• _STATED TASK_:
Leaving out every picture, retype the lines below from the top through the one that contains "import React from".

• _SUPPLIED DATA_:
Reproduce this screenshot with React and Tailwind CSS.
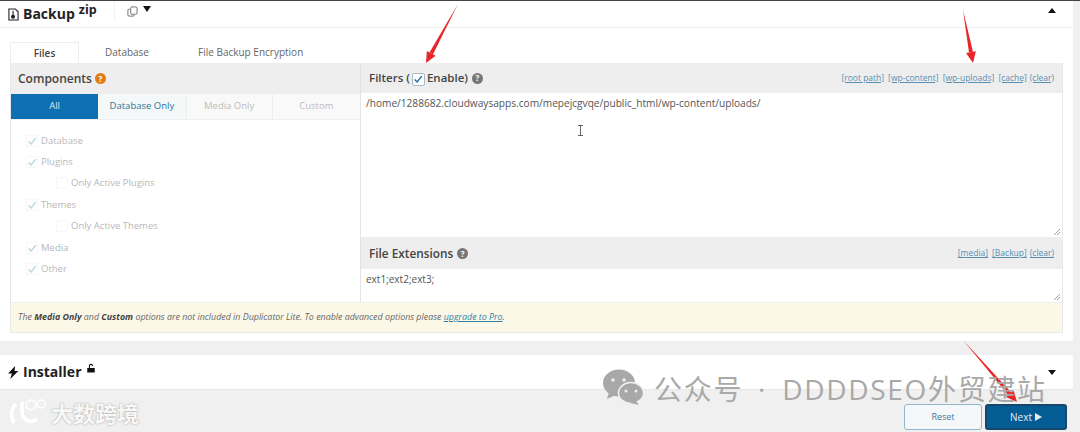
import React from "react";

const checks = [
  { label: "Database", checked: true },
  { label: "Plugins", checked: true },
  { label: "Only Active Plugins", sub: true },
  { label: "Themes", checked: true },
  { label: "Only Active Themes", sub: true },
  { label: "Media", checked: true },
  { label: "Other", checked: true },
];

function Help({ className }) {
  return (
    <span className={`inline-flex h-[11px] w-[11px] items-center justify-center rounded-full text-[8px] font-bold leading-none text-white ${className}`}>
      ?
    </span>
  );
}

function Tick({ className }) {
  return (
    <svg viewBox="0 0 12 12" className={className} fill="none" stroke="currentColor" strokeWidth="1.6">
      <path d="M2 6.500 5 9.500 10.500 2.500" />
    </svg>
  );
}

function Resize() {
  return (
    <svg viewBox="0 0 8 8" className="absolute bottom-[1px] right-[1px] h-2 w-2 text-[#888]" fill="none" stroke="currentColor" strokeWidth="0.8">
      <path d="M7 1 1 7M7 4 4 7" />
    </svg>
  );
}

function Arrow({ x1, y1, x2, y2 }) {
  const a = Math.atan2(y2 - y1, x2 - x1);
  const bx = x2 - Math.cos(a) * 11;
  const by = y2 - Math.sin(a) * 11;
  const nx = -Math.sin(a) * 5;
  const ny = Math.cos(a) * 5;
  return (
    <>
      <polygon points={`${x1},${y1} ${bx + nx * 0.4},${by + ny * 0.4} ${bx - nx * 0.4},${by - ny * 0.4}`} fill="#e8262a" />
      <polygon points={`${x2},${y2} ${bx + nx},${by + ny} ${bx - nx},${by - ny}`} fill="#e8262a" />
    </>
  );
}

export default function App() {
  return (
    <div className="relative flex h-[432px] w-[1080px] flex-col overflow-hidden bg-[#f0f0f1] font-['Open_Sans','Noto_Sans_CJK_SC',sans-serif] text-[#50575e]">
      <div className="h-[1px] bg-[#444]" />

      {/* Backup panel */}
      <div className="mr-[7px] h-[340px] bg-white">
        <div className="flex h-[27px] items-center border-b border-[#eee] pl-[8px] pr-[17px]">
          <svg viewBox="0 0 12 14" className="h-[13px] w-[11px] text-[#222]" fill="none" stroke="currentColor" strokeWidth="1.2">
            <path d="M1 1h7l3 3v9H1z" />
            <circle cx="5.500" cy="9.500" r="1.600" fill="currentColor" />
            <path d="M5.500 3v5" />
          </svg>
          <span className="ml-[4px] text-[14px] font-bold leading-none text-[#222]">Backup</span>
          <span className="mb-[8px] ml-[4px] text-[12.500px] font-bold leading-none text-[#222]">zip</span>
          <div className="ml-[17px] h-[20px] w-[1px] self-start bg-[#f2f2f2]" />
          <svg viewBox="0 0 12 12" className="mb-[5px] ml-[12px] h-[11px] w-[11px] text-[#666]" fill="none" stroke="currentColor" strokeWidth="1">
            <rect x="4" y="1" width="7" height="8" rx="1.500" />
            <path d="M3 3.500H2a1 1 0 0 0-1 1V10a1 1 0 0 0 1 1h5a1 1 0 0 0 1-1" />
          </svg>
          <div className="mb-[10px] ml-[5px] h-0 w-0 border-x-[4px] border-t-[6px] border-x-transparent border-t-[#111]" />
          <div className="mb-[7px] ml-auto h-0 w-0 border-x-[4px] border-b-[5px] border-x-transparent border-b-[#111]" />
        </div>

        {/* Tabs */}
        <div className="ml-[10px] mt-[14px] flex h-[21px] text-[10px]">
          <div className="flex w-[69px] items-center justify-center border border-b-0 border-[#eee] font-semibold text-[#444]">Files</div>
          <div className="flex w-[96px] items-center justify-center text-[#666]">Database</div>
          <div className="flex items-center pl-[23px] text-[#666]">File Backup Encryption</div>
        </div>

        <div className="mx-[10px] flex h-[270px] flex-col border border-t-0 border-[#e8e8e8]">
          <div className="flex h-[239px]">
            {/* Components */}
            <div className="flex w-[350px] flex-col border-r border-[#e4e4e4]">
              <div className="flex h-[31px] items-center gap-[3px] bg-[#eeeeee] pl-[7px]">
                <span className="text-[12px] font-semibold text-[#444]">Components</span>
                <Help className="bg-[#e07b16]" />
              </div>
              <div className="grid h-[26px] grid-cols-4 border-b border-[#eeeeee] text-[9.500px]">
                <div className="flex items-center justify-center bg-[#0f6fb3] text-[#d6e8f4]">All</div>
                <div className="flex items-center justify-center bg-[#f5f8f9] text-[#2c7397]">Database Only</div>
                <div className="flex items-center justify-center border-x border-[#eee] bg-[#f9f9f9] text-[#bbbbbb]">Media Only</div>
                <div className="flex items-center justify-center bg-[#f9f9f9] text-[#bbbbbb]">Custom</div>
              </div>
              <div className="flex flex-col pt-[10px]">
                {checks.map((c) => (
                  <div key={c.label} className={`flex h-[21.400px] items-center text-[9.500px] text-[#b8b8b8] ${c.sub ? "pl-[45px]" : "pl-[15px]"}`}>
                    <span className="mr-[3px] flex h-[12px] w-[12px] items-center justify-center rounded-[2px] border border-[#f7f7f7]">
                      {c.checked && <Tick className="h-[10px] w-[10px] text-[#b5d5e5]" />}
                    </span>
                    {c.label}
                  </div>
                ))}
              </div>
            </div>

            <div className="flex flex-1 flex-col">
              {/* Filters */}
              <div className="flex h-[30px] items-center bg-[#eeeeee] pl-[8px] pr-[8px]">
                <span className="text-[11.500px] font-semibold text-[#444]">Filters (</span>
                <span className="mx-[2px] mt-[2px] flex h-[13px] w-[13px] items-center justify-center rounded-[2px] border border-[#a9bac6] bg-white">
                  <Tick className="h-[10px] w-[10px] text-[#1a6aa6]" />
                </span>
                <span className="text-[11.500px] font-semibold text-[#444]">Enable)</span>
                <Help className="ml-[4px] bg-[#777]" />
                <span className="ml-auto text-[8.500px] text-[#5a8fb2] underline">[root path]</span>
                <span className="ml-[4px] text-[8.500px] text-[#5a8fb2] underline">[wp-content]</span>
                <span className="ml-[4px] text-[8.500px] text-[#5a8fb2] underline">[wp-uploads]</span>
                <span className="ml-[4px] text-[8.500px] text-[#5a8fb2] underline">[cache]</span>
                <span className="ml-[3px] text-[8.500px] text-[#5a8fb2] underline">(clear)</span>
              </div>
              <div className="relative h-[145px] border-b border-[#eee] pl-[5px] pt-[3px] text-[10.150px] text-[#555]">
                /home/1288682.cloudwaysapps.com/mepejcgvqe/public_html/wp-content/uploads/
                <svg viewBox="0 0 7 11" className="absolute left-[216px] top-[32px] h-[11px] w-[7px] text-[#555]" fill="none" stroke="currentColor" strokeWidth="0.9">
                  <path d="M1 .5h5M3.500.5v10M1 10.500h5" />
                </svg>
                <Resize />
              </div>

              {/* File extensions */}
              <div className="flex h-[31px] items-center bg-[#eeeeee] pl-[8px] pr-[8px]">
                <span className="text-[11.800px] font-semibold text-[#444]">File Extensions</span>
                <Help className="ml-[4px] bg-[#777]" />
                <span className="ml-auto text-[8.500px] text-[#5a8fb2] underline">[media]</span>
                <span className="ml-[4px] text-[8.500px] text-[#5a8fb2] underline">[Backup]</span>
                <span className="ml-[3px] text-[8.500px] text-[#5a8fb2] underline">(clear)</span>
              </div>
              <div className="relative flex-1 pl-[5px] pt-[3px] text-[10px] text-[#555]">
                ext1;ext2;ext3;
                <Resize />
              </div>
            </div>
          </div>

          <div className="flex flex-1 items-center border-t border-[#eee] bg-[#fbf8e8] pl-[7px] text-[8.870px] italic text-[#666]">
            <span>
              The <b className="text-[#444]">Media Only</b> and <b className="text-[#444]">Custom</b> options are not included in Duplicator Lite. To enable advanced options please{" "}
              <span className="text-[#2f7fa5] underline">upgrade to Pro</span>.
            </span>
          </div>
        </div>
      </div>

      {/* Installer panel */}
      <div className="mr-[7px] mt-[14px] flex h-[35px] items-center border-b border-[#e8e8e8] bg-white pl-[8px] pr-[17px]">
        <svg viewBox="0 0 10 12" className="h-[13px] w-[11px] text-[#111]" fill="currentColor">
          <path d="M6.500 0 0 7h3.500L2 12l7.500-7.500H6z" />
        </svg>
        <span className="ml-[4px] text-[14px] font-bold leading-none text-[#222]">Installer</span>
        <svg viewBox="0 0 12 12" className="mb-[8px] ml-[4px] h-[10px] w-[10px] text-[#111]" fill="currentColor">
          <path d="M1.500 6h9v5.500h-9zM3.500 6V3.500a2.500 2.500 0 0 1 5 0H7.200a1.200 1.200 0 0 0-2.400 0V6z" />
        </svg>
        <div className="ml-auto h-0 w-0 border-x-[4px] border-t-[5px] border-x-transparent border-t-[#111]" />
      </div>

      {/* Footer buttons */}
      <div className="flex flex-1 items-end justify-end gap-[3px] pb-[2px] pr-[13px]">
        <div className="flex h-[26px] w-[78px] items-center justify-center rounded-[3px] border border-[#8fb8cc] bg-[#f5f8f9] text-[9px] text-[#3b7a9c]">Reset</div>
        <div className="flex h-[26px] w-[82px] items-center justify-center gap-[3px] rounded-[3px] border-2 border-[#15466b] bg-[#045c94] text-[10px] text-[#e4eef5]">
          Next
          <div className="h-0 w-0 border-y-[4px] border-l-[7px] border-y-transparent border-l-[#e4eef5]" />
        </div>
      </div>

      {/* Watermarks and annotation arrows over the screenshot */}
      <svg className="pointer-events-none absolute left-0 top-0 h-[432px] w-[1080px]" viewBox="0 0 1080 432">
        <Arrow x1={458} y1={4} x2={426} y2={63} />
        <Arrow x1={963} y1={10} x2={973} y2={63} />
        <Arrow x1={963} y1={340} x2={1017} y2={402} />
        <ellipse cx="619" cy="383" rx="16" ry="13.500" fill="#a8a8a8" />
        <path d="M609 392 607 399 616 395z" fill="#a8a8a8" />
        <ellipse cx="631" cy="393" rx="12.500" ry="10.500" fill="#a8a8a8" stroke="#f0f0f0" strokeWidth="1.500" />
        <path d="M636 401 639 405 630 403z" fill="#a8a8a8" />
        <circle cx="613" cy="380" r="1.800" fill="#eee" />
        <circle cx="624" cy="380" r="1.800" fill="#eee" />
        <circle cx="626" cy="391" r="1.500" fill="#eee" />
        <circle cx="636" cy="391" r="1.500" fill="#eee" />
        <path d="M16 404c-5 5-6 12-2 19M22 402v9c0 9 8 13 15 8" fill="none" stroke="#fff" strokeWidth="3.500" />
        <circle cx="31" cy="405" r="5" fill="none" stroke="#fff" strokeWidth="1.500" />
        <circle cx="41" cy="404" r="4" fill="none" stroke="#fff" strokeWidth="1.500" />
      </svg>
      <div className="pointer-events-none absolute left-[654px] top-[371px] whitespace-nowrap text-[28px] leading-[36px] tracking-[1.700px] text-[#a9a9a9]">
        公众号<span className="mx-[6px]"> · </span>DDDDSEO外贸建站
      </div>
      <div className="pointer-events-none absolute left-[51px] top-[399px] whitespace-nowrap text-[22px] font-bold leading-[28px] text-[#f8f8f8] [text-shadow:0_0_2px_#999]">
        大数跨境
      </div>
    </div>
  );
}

• _FINAL RESULT_:
Reproduce this screenshot with React and Tailwind CSS.
import React from "react";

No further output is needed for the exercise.